OK, so it’s not great. But there are things to say in favor of RMP, too. It doesn’t only track problematic things such as easiness or the professor’s perceived hotness. It asks about the professor’s clarity and helpfulness, too. A professor’s score on those items in fact constitutes his or her overall “quality” score. Professor quality simply is the average of his or her clarity and helpfulness scores.

Also, for better or for worse, in many places, such as at the University of Michigan, RMP is the only thing students have to evaluate instructor quality. At Michigan, we do not make our own, official teaching evaluation results available to the students. (We are hoping to change that. Stay tuned.) And despite the things some faculty say about students, they are not stupid. Talking to students about their use of RMP tells me that students are pretty good at understanding the ways in which the tool is imperfect.

But let’s return to that chili pepper. I am heading a project that looks at how we evaluate teaching at the University of Michigan. I have the luxury of working with a talented grad student, David Cottrell, who is doing wonderful things with data analysis. Among other things, he scraped¬† all UM instructors’ ratings from RMP (all 31,000 of them, for more than 3,000 instructors). Below is an interesting chart (click on the image for full size):


In case you don’t want to look at it carefully, let me summarize the details. On the x-axis is an instructor’s easiness score; on the y-axis the “Professor quality.” The red line represents those professors rated “hot” (which means that at least one third of their raters gave them the chili pepper). The blue line represents those instructors who didn’t receive a chili pepper.

Some observations:

  • There is some correlation between an instructor’s perceived easiness and his or her overall quality, but not strict. In other words, quality doesn’t just track easiness.
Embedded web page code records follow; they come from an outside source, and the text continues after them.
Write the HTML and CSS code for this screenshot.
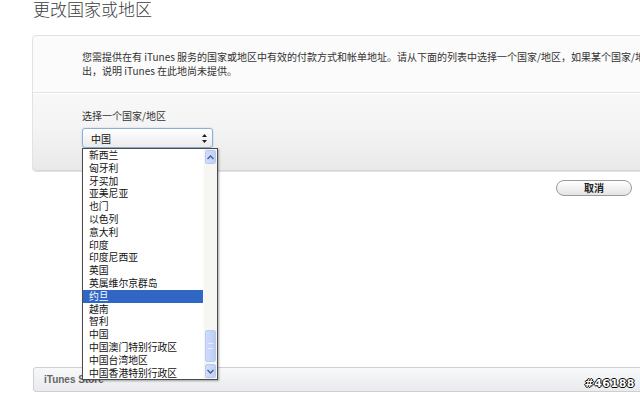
FILE: index.html
```html
<!DOCTYPE html>
<html lang="zh-CN">
<head>
  <meta charset="UTF-8">
  <title>更改国家或地区</title>
  <link rel="stylesheet" href="styles.css">
</head>
<body>
  <div class="page">
    <h1 class="title">更改国家或地区</h1>

    <!-- Main panel -->
    <div class="panel">
      <div class="panel-intro">
        <p>您需提供在有 iTunes 服务的国家或地区中有效的付款方式和帐单地址。请从下面的列表中选择一个国家/地区，如果某个国家/地区未列<br>出，说明 iTunes 在此地尚未提供。</p>
      </div>
      <div class="panel-form">
        <div class="field-label">选择一个国家/地区</div>
        <div class="select-wrap">
          <div class="select">
            <span>中国</span>
            <svg class="select-arrows" width="5" height="9" viewBox="0 0 5 9">
              <path d="M2.5 0 L5 3 L0 3 Z M2.5 9 L5 6 L0 6 Z" fill="#222"/>
            </svg>
          </div>

          <!-- Open dropdown list -->
          <div class="dropdown">
            <ul class="options">
              <li>新西兰</li>
              <li>匈牙利</li>
              <li>牙买加</li>
              <li>亚美尼亚</li>
              <li>也门</li>
              <li>以色列</li>
              <li>意大利</li>
              <li>印度</li>
              <li>印度尼西亚</li>
              <li>英国</li>
              <li>英属维尔京群岛</li>
              <li class="selected">约旦</li>
              <li>越南</li>
              <li>智利</li>
              <li>中国</li>
              <li>中国澳门特别行政区</li>
              <li>中国台湾地区</li>
              <li>中国香港特别行政区</li>
            </ul>
            <div class="scrollbar">
              <div class="scroll-btn">
                <svg width="7" height="5" viewBox="0 0 7 5"><polyline points="0.5,4 3.5,1 6.5,4" fill="none" stroke="#4a5f8c" stroke-width="1.4"/></svg>
              </div>
              <div class="scroll-track">
                <div class="scroll-thumb"><span class="grip"></span></div>
              </div>
              <div class="scroll-btn">
                <svg width="7" height="5" viewBox="0 0 7 5"><polyline points="0.5,1 3.5,4 6.5,1" fill="none" stroke="#4a5f8c" stroke-width="1.4"/></svg>
              </div>
            </div>
          </div>
        </div>
      </div>
    </div>

    <div class="actions">
      <button class="btn-cancel">取消</button>
    </div>

    <div class="footer">
      <span>iTunes Store</span>
    </div>
  </div>

  <div class="watermark">#46188</div>
</body>
</html>
```

FILE: styles.css
```css
body {
  margin: 0;
  padding: 0;
  background: #fff;
  overflow: hidden;
  height: 393px;
  font-family: "Noto Sans CJK SC", "Liberation Sans", sans-serif;
  color: #333;
}

.page {
  width: 640px;
  position: relative;
}

/* Title */
.title {
  margin: 0 0 0 33px;
  height: 35px;
  font-size: 17px;
  line-height: 17px;
  font-weight: 300;
  color: #3c3c3c;
}

/* Panel */
.panel {
  margin-left: 32px;
  margin-right: -60px;
  border: 1px solid #e2e2e2;
  border-radius: 4px;
  background: #fbfbfb;
}

.panel-intro {
  padding: 14px 0 14px 49px;
  border-bottom: 1px solid #e3e3e3;
}

.panel-intro p {
  margin: 0;
  font-size: 10px;
  line-height: 14px;
  color: #333;
  white-space: nowrap;
}

.panel-form {
  padding: 15px 0 22px 49px;
  border-top: 1px solid #fff;
  border-radius: 0 0 4px 4px;
  background: linear-gradient(#f8f8f8 0%, #f4f4f4 45%, #e9e9e9 100%);
  border-bottom: 1px solid #d6d6d6;
}

.field-label {
  font-size: 10px;
  line-height: 14px;
  color: #333;
}

/* Select */
.select-wrap {
  position: relative;
  width: 131px;
  margin-top: 5px;
}

.select {
  display: flex;
  align-items: center;
  justify-content: space-between;
  height: 18px;
  padding: 0 5px 0 8px;
  border: 1px solid #8eaed4;
  border-radius: 3px;
  background: linear-gradient(#ffffff, #ebebeb);
  box-shadow: 0 0 2px #b5cbe6;
  font-size: 10px;
  color: #111;
}

.select-arrows {
  display: block;
}

/* Dropdown */
.dropdown {
  position: absolute;
  top: 20px;
  left: 0;
  width: 134px;
  height: 230px;
  display: flex;
  border: 1px solid #4b4b4b;
  background: #fff;
  box-shadow: 1px 1px 2px rgba(0, 0, 0, 0.35);
  z-index: 5;
}

.options {
  list-style: none;
  margin: 0;
  padding: 0;
  flex: 1;
}

.options li {
  height: 12.8px;
  line-height: 12.8px;
  padding-left: 6px;
  font-size: 9.8px;
  color: #111;
  white-space: nowrap;
}

.options li.selected {
  background: #3167c4;
  color: #fff;
}

.scrollbar {
  width: 13px;
  display: flex;
  flex-direction: column;
  background: #f6f6f2;
  border-left: 1px solid #fbfbf9;
}

.scroll-btn {
  height: 12px;
  margin: 1px;
  display: flex;
  align-items: center;
  justify-content: center;
  border: 1px solid #b7c9ee;
  border-radius: 2px;
  background: linear-gradient(90deg, #d2defa, #bfd0f6);
}

.scroll-track {
  flex: 1;
  display: flex;
  flex-direction: column;
  justify-content: flex-end;
}

.scroll-thumb {
  height: 30px;
  margin: 0 1px 1px;
  border: 1px solid #b9cbf0;
  border-radius: 2px;
  background: linear-gradient(90deg, #cfdcfa, #bccdf5);
  display: flex;
  align-items: center;
  justify-content: center;
}

.grip {
  width: 5px;
  height: 4px;
  border-top: 1px solid #e6eeff;
  border-bottom: 1px solid #e6eeff;
}

/* Cancel button */
.actions {
  display: flex;
  justify-content: flex-end;
  padding: 8px 8px 0 0;
}

.btn-cancel {
  width: 76px;
  height: 16px;
  padding: 0;
  border: 1px solid #9a9a9a;
  border-radius: 8px;
  background: linear-gradient(#ffffff, #e4e4e4);
  font-family: "Noto Sans CJK SC", sans-serif;
  font-size: 10px;
  font-weight: bold;
  line-height: 14px;
  color: #222;
}

/* Footer */
.footer {
  margin: 171px -60px 0 33px;
  height: 23px;
  padding-left: 10px;
  display: flex;
  align-items: center;
  border: 1px solid #cfcfcf;
  border-radius: 3px;
  background: linear-gradient(#f7f8fa, #e9ebee);
}

.footer span {
  font-family: "Liberation Sans", sans-serif;
  font-size: 10px;
  font-weight: bold;
  color: #666;
}

/* Watermark */
.watermark {
  position: absolute;
  right: 5px;
  bottom: 3px;
  font-family: "DejaVu Sans", sans-serif;
  font-size: 11px;
  font-weight: bold;
  color: #fff;
  text-shadow: 1px 0 0 #000, -1px 0 0 #000, 0 1px 0 #000, 0 -1px 0 #000;
  letter-spacing: 0.5px;
}
```
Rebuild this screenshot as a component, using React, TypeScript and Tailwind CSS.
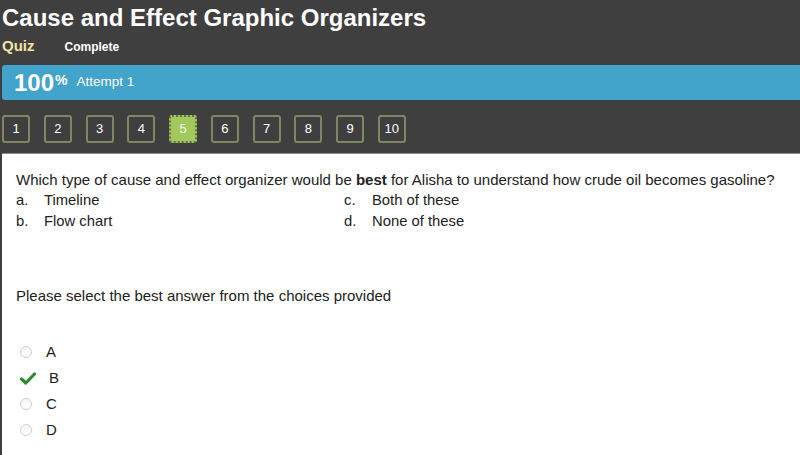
import React from "react";

const nums = [1, 2, 3, 4, 5, 6, 7, 8, 9, 10];

function Radio() {
  return (
    <span className="inline-block h-[12px] w-[12px] rounded-full border border-[#cfcfcf] bg-gradient-to-b from-[#f4f4f4] to-[#ffffff]" />
  );
}

function Check() {
  return (
    <svg width="16" height="13" viewBox="0 0 16 13">
      <path d="M1.5 7 L5.8 11 L14.5 2" stroke="#2f8a2a" strokeWidth="3.2" fill="none" strokeLinecap="round" strokeLinejoin="round" />
    </svg>
  );
}

export default function App() {
  return (
    <div className="w-[800px] h-[455px] overflow-hidden bg-[#3f3f3f] flex flex-col" style={{ fontFamily: '"Liberation Sans", Arial, sans-serif' }}>
      <div className="pl-[2px] pt-[4px] h-[34px] text-[24px] leading-[28px] font-bold text-white">Cause and Effect Graphic Organizers</div>
      <div className="flex items-baseline pl-[2px] h-[31px] pt-[1px]">
        <span className="text-[15px] font-bold text-[#f3e3a6]">Quiz</span>
        <span className="ml-[30px] text-[12px] font-bold text-white">Complete</span>
      </div>
      <div className="ml-[2px] h-[35px] rounded-l-[3px] bg-[#42a3cb] flex items-center pl-[12px]">
        <span className="text-[24px] font-bold text-white leading-none">100</span>
        <span className="text-[14px] font-bold text-white self-start mt-[5px] ml-[1px]">%</span>
        <span className="ml-[9px] text-[13.5px] text-white">Attempt 1</span>
      </div>
      <div className="flex gap-[13.75px] pl-[2px] pt-[15px] h-[53px]">
        {nums.map((n) => (
          <div
            key={n}
            className={
              n === 5
                ? "w-[28px] h-[28px] rounded-[3px] border-2 border-dotted border-[#66704f] bg-[#a3c85b] text-[#f2f7e6] flex items-center justify-center text-[13px]"
                : "w-[28px] h-[28px] rounded-[3px] border-2 border-[#7e8762] bg-[#3f3f3f] text-white flex items-center justify-center text-[13px]"
            }
          >
            {n}
          </div>
        ))}
      </div>
      <div className="flex-1 ml-[2px] bg-white border-t border-[#8a8a8a] text-[#222] pl-[14px] pt-[15px]">
        <div className="text-[15px] leading-[21px]">
          Which type of cause and effect organizer would be <b>best</b> for Alisha to understand how crude oil becomes gasoline?
        </div>
        <div className="grid grid-cols-[328px_1fr] text-[14.8px] leading-[21px]">
          <div className="flex"><span className="w-[28px]">a.</span>Timeline</div>
          <div className="flex"><span className="w-[28px]">c.</span>Both of these</div>
          <div className="flex"><span className="w-[28px]">b.</span>Flow chart</div>
          <div className="flex"><span className="w-[28px]">d.</span>None of these</div>
        </div>
        <div className="mt-[53px] text-[15px] leading-[21px]">Please select the best answer from the choices provided</div>
        <div className="mt-[33px] flex flex-col">
          {["A", "B", "C", "D"].map((l) => (
            <div key={l} className="flex items-center h-[26px]">
              <span className="w-[18px] ml-[4px] flex items-center">
                {l === "B" ? <Check /> : <Radio />}
              </span>
              <span className={l === "B" ? "ml-[11px] text-[15px]" : "ml-[8px] text-[15px]"}>{l}</span>
            </div>
          ))}
        </div>
      </div>
    </div>
  );
}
RMP isn’t just a tracker for an easy A.
  • There is a stronger correlation between easiness and quality for instructors who don’t have the chili pepper.
  • So, most disturbingly, if you are not seen as hot, you have to be almost as “easy” as the “hardest” “hot” professor to get the same quality rating as that hardass!

In other words: there is a very significant rating penalty for instructors who do not receive a chili pepper.

A bunch of interesting — and troubling — issues arise. What does the chili pepper actually track? Whereas the other RMP measures are scales, the chili pepper is just a yes-no variable. What leads a student to give an instructor a chili pepper? Let’s assume, first, it is all about “hotness,” that is, some kind of sexual/sexualized desirability. Does that mean that only those students for whom the instructor is in the possible realm of sexual objects are even considering it: women for hetero men, men for hetero women, women for lesbian women, men for gay men, and so on? (My hunch is no — we aren’t all metrosexuals, but lots of people are able to talk about attractiveness beyond personal preferences.)

But I have a hunch that the chili pepper tracks something beyond a purely creepy sexual attraction. In fact, I think it might be another measure of the student liking the instructor. It’s not perfectly correlated, but as the chart shows, there is a correlation. It’s still very disturbing — and interesting — if students sexualize or objectify their appreciation for an instructor, at least when invited to do so in such terms.

Please do not suggest that the easy solution to these questions is for me and David to go through all those 3,000 instructors’ websites and see if they are actually hot. Whatever that might mean. But do suggest ways of thinking about the data. We are interested, really.

And in case you wonder why this post is called part 1: we will be able to see whether the chili pepper effect gets replicated in the evaluation data that the University of Michigan collects — and which certainly asks no questions about the instructor’s hotness.